• Set exercise
Transcribe the whole listing without a single picture.

• Available data
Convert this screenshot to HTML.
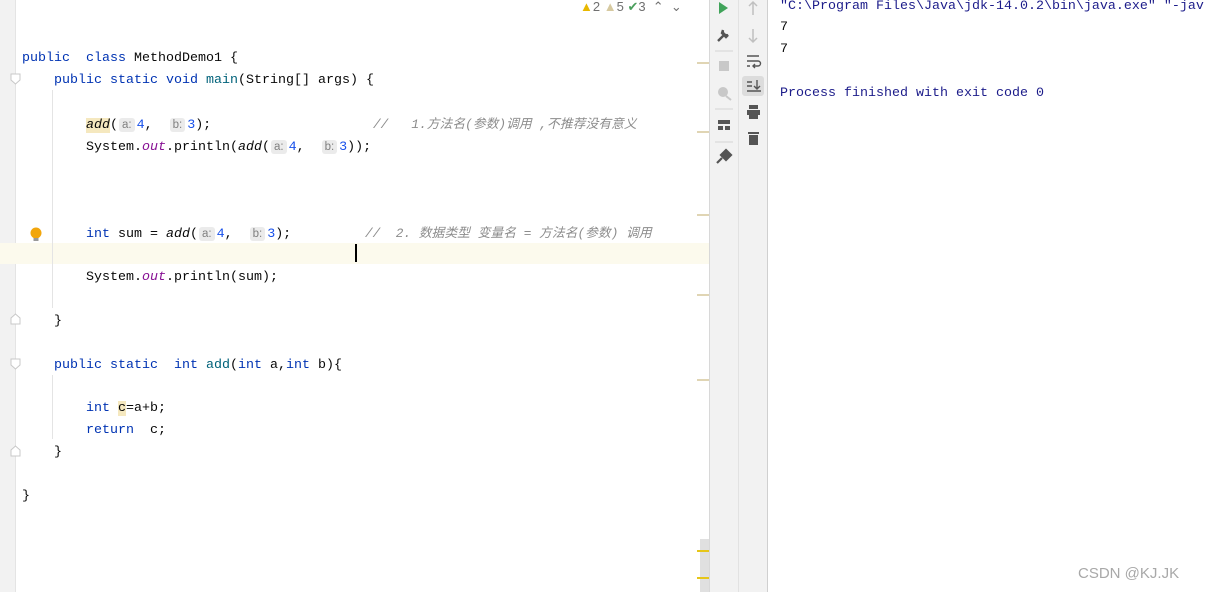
<!DOCTYPE html>
<html><head><meta charset="utf-8"><style>
*{margin:0;padding:0;box-sizing:border-box}
body{width:1212px;height:592px;background:#fff;position:relative;overflow:hidden;font-family:"Liberation Mono","Noto Sans CJK SC",monospace;font-size:13.33px;color:#080808}
.a{position:absolute;white-space:pre;line-height:22px}
.k{color:#0033b3}
.f{color:#00627a}
.n{color:#1750eb}
.i{font-style:italic}
.o{color:#871094;font-style:italic}
.c{color:#8c8c8c;font-style:italic;font-size:12.8px}
.h{font-family:"Liberation Sans",sans-serif;font-size:11.5px;color:#808080;background:#ebebeb;border-radius:3px;padding:1px 3px;margin:0 2px 0 1px}
.mk{position:absolute;left:697px;width:12px;height:2px;background:#e0d5b4}
.ic{position:absolute}
</style></head><body>
<div style="position:absolute;left:0;top:0;width:16px;height:592px;background:#f2f2f2;border-right:1px solid #e4e4e4"></div>
<div style="position:absolute;left:0;top:243px;width:709px;height:21px;background:#fcfaed"></div>
<div style="position:absolute;left:52px;top:90px;width:1px;height:218px;background:#e4e4e4"></div>
<div style="position:absolute;left:52px;top:375px;width:1px;height:64px;background:#e4e4e4"></div>
<div style="position:absolute;left:355px;top:244px;width:2px;height:18px;background:#000"></div>
<svg class="ic" style="left:10px;top:73px" width="11" height="12"><path d="M1 1h9v6l-4.5 4L1 7z" fill="#fff" stroke="#c8c8c8"/></svg>
<svg class="ic" style="left:10px;top:313px" width="11" height="12"><path d="M1 11h9V5L5.5 1 1 5z" fill="#fff" stroke="#c8c8c8"/></svg>
<svg class="ic" style="left:10px;top:358px" width="11" height="12"><path d="M1 1h9v6l-4.5 4L1 7z" fill="#fff" stroke="#c8c8c8"/></svg>
<svg class="ic" style="left:10px;top:445px" width="11" height="12"><path d="M1 11h9V5L5.5 1 1 5z" fill="#fff" stroke="#c8c8c8"/></svg>
<svg class="ic" style="left:29px;top:227px" width="14" height="16"><circle cx="7" cy="6" r="5.5" fill="#f2a60c"/><rect x="4.5" y="11" width="5" height="3" fill="#999"/></svg>

<div class="a" style="left:22px;top:48px"><span class="k">public</span>  <span class="k">class</span> MethodDemo1 {</div>
<div class="a" style="left:54px;top:70px"><span class="k">public static void</span> <span class="f">main</span>(String[] args) {</div>
<div class="a" style="left:86px;top:114px"><span class="i" style="background:#f5e8bf">add</span>(<span class="h">a:</span><span class="n">4</span>,  <span class="h">b:</span><span class="n">3</span>);</div>
<div class="a c" style="left:373px;top:114px">//   1.方法名(参数)调用 ,不推荐没有意义</div>
<div class="a" style="left:86px;top:136px">System.<span class="o">out</span>.println(<span class="i">add</span>(<span class="h">a:</span><span class="n">4</span>,  <span class="h">b:</span><span class="n">3</span>));</div>
<div class="a" style="left:86px;top:223px"><span class="k">int</span> sum = <span class="i">add</span>(<span class="h">a:</span><span class="n">4</span>,  <span class="h">b:</span><span class="n">3</span>);</div>
<div class="a c" style="left:365px;top:223px">//  2. 数据类型 变量名 = 方法名(参数) 调用</div>
<div class="a" style="left:86px;top:267px">System.<span class="o">out</span>.println(sum);</div>
<div class="a" style="left:54px;top:311px">}</div>
<div class="a" style="left:54px;top:355px"><span class="k">public static</span>  <span class="k">int</span> <span class="f">add</span>(<span class="k">int</span> a,<span class="k">int</span> b){</div>
<div class="a" style="left:86px;top:398px"><span class="k">int</span> <span style="background:#f5e8bf">c</span>=a+b;</div>
<div class="a" style="left:86px;top:420px"><span class="k">return</span>  c;</div>
<div class="a" style="left:54px;top:442px">}</div>
<div class="a" style="left:22px;top:486px">}</div>

<div class="a" style="left:580px;top:-4px;font-family:'Liberation Sans',sans-serif;font-size:13px;color:#707070"><span style="color:#e8b800">▲</span>2 <span style="color:#d6c9a0">▲</span>5 <span style="color:#4a9e5c">✔</span>3 &nbsp;⌃ &nbsp;⌄</div>

<div class="mk" style="top:62px"></div><div class="mk" style="top:131px"></div>
<div class="mk" style="top:214px"></div><div class="mk" style="top:294px"></div>
<div class="mk" style="top:379px"></div>
<div style="position:absolute;left:700px;top:539px;width:9px;height:53px;background:#e0e0e0"></div>
<div class="mk" style="top:550px;background:#e6c619"></div>
<div class="mk" style="top:577px;background:#e6c619"></div>

<div style="position:absolute;left:709px;top:0;width:30px;height:592px;background:#f2f2f2;border-left:1px solid #d8d8d8;border-right:1px solid #e2e2e2"></div>
<div style="position:absolute;left:739px;top:0;width:29px;height:592px;background:#f2f2f2;border-right:1px solid #d0d0d0"></div>
<svg class="ic" style="left:709px;top:0" width="30" height="170">
<path d="M10 2l9 6-9 6z" fill="#40a35a"/>
<path d="M9 41l7-7M14 30a4 4 0 0 0 5 5l-2 2-4-4z" stroke="#555" stroke-width="2.4" fill="#555"/>
<line x1="6" y1="51" x2="24" y2="51" stroke="#d4d4d4"/>
<rect x="10" y="61" width="10" height="10" fill="#c8c8c8"/>
<circle cx="14" cy="92" r="5" fill="#c8c8c8"/><path d="M17 96l5 4" stroke="#c8c8c8" stroke-width="2"/>
<line x1="6" y1="109" x2="24" y2="109" stroke="#d4d4d4"/>
<rect x="9" y="120" width="12" height="4" fill="#555"/><rect x="9" y="126" width="5" height="4" fill="#555"/><rect x="16" y="126" width="5" height="4" fill="#555"/>
<line x1="6" y1="142" x2="24" y2="142" stroke="#d4d4d4"/>
<path d="M8 163l5-5M12 155l5-5 5 5-5 5z" stroke="#555" stroke-width="2.2" fill="#555"/>
</svg>
<svg class="ic" style="left:739px;top:0" width="29" height="150">
<path d="M14 15V2M10 6l4-4 4 4" stroke="#c0c0c0" stroke-width="1.5" fill="none"/>
<path d="M14 29v13M10 38l4 4 4-4" stroke="#c0c0c0" stroke-width="1.5" fill="none"/>
<path d="M8 56h12M8 61h11a2.5 2.5 0 0 1 0 5h-5M16 64l-2 2 2 2M8 66h3" stroke="#555" stroke-width="1.4" fill="none"/>
<rect x="3" y="76" width="22" height="20" rx="3" fill="#dcdcdc"/>
<path d="M8 82h5M8 86h5M18 80v9M15 86l3 3 3-3M8 91h14" stroke="#555" stroke-width="1.4" fill="none"/>
<rect x="10" y="105" width="9" height="4" fill="#555"/><rect x="8" y="110" width="13" height="5" fill="#555"/><rect x="10" y="115" width="9" height="4" fill="#555"/>
<rect x="9" y="132" width="11" height="2" fill="#555"/><rect x="10" y="135" width="9" height="10" fill="#555"/>
</svg>

<div class="a" style="left:780px;top:-4px;color:#1c1c8a">"C:\Program Files\Java\jdk-14.0.2\bin\java.exe" "-jav</div>
<div class="a" style="left:780px;top:17px">7</div>
<div class="a" style="left:780px;top:39px">7</div>
<div class="a" style="left:780px;top:83px;color:#1c1c8a">Process finished with exit code 0</div>
<div class="a" style="left:1078px;top:563px;font-family:'Liberation Sans',sans-serif;font-size:15px;color:#a8a8a8">CSDN @KJ.JK</div>
</body></html>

• Result
Convert this screenshot to HTML.
<!DOCTYPE html>
<html><head><meta charset="utf-8"><style>
*{margin:0;padding:0;box-sizing:border-box}
body{width:1212px;height:592px;background:#fff;position:relative;overflow:hidden;font-family:"Liberation Mono","Noto Sans CJK SC",monospace;font-size:13.33px;color:#080808}
.a{position:absolute;white-space:pre;line-height:22px}
.k{color:#0033b3}
.f{color:#00627a}
.n{color:#1750eb}
.i{font-style:italic}
.o{color:#871094;font-style:italic}
.c{color:#8c8c8c;font-style:italic;font-size:12.8px}
.h{font-family:"Liberation Sans",sans-serif;font-size:11.5px;color:#808080;background:#ebebeb;border-radius:3px;padding:1px 3px;margin:0 2px 0 1px}
.mk{position:absolute;left:697px;width:12px;height:2px;background:#e0d5b4}
.ic{position:absolute}
</style></head><body>
<div style="position:absolute;left:0;top:0;width:16px;height:592px;background:#f2f2f2;border-right:1px solid #e4e4e4"></div>
<div style="position:absolute;left:0;top:243px;width:709px;height:21px;background:#fcfaed"></div>
<div style="position:absolute;left:52px;top:90px;width:1px;height:218px;background:#e4e4e4"></div>
<div style="position:absolute;left:52px;top:375px;width:1px;height:64px;background:#e4e4e4"></div>
<div style="position:absolute;left:355px;top:244px;width:2px;height:18px;background:#000"></div>
<svg class="ic" style="left:10px;top:73px" width="11" height="12"><path d="M1 1h9v6l-4.5 4L1 7z" fill="#fff" stroke="#c8c8c8"/></svg>
<svg class="ic" style="left:10px;top:313px" width="11" height="12"><path d="M1 11h9V5L5.5 1 1 5z" fill="#fff" stroke="#c8c8c8"/></svg>
<svg class="ic" style="left:10px;top:358px" width="11" height="12"><path d="M1 1h9v6l-4.5 4L1 7z" fill="#fff" stroke="#c8c8c8"/></svg>
<svg class="ic" style="left:10px;top:445px" width="11" height="12"><path d="M1 11h9V5L5.5 1 1 5z" fill="#fff" stroke="#c8c8c8"/></svg>
<svg class="ic" style="left:29px;top:227px" width="14" height="16"><circle cx="7" cy="6" r="5.5" fill="#f2a60c"/><rect x="4.5" y="11" width="5" height="3" fill="#999"/></svg>

<div class="a" style="left:22px;top:48px"><span class="k">public</span>  <span class="k">class</span> MethodDemo1 {</div>
<div class="a" style="left:54px;top:70px"><span class="k">public static void</span> <span class="f">main</span>(String[] args) {</div>
<div class="a" style="left:86px;top:114px"><span class="i" style="background:#f5e8bf">add</span>(<span class="h">a:</span><span class="n">4</span>,  <span class="h">b:</span><span class="n">3</span>);</div>
<div class="a c" style="left:373px;top:114px">//   1.方法名(参数)调用 ,不推荐没有意义</div>
<div class="a" style="left:86px;top:136px">System.<span class="o">out</span>.println(<span class="i">add</span>(<span class="h">a:</span><span class="n">4</span>,  <span class="h">b:</span><span class="n">3</span>));</div>
<div class="a" style="left:86px;top:223px"><span class="k">int</span> sum = <span class="i">add</span>(<span class="h">a:</span><span class="n">4</span>,  <span class="h">b:</span><span class="n">3</span>);</div>
<div class="a c" style="left:365px;top:223px">//  2. 数据类型 变量名 = 方法名(参数) 调用</div>
<div class="a" style="left:86px;top:267px">System.<span class="o">out</span>.println(sum);</div>
<div class="a" style="left:54px;top:311px">}</div>
<div class="a" style="left:54px;top:355px"><span class="k">public static</span>  <span class="k">int</span> <span class="f">add</span>(<span class="k">int</span> a,<span class="k">int</span> b){</div>
<div class="a" style="left:86px;top:398px"><span class="k">int</span> <span style="background:#f5e8bf">c</span>=a+b;</div>
<div class="a" style="left:86px;top:420px"><span class="k">return</span>  c;</div>
<div class="a" style="left:54px;top:442px">}</div>
<div class="a" style="left:22px;top:486px">}</div>

<div class="a" style="left:580px;top:-4px;font-family:'Liberation Sans',sans-serif;font-size:13px;color:#707070"><span style="color:#e8b800">▲</span>2 <span style="color:#d6c9a0">▲</span>5 <span style="color:#4a9e5c">✔</span>3 &nbsp;⌃ &nbsp;⌄</div>

<div class="mk" style="top:62px"></div><div class="mk" style="top:131px"></div>
<div class="mk" style="top:214px"></div><div class="mk" style="top:294px"></div>
<div class="mk" style="top:379px"></div>
<div style="position:absolute;left:700px;top:539px;width:9px;height:53px;background:#e0e0e0"></div>
<div class="mk" style="top:550px;background:#e6c619"></div>
<div class="mk" style="top:577px;background:#e6c619"></div>

<div style="position:absolute;left:709px;top:0;width:30px;height:592px;background:#f2f2f2;border-left:1px solid #d8d8d8;border-right:1px solid #e2e2e2"></div>
<div style="position:absolute;left:739px;top:0;width:29px;height:592px;background:#f2f2f2;border-right:1px solid #d0d0d0"></div>
<svg class="ic" style="left:709px;top:0" width="30" height="170">
<path d="M10 2l9 6-9 6z" fill="#40a35a"/>
<path d="M9 41l7-7M14 30a4 4 0 0 0 5 5l-2 2-4-4z" stroke="#555" stroke-width="2.4" fill="#555"/>
<line x1="6" y1="51" x2="24" y2="51" stroke="#d4d4d4"/>
<rect x="10" y="61" width="10" height="10" fill="#c8c8c8"/>
<circle cx="14" cy="92" r="5" fill="#c8c8c8"/><path d="M17 96l5 4" stroke="#c8c8c8" stroke-width="2"/>
<line x1="6" y1="109" x2="24" y2="109" stroke="#d4d4d4"/>
<rect x="9" y="120" width="12" height="4" fill="#555"/><rect x="9" y="126" width="5" height="4" fill="#555"/><rect x="16" y="126" width="5" height="4" fill="#555"/>
<line x1="6" y1="142" x2="24" y2="142" stroke="#d4d4d4"/>
<path d="M8 163l5-5M12 155l5-5 5 5-5 5z" stroke="#555" stroke-width="2.2" fill="#555"/>
</svg>
<svg class="ic" style="left:739px;top:0" width="29" height="150">
<path d="M14 15V2M10 6l4-4 4 4" stroke="#c0c0c0" stroke-width="1.5" fill="none"/>
<path d="M14 29v13M10 38l4 4 4-4" stroke="#c0c0c0" stroke-width="1.5" fill="none"/>
<path d="M8 56h12M8 61h11a2.5 2.5 0 0 1 0 5h-5M16 64l-2 2 2 2M8 66h3" stroke="#555" stroke-width="1.4" fill="none"/>
<rect x="3" y="76" width="22" height="20" rx="3" fill="#dcdcdc"/>
<path d="M8 82h5M8 86h5M18 80v9M15 86l3 3 3-3M8 91h14" stroke="#555" stroke-width="1.4" fill="none"/>
<rect x="10" y="105" width="9" height="4" fill="#555"/><rect x="8" y="110" width="13" height="5" fill="#555"/><rect x="10" y="115" width="9" height="4" fill="#555"/>
<rect x="9" y="132" width="11" height="2" fill="#555"/><rect x="10" y="135" width="9" height="10" fill="#555"/>
</svg>

<div class="a" style="left:780px;top:-4px;color:#1c1c8a">"C:\Program Files\Java\jdk-14.0.2\bin\java.exe" "-jav</div>
<div class="a" style="left:780px;top:17px">7</div>
<div class="a" style="left:780px;top:39px">7</div>
<div class="a" style="left:780px;top:83px;color:#1c1c8a">Process finished with exit code 0</div>
<div class="a" style="left:1078px;top:563px;font-family:'Liberation Sans',sans-serif;font-size:15px;color:#a8a8a8">CSDN @KJ.JK</div>
</body></html>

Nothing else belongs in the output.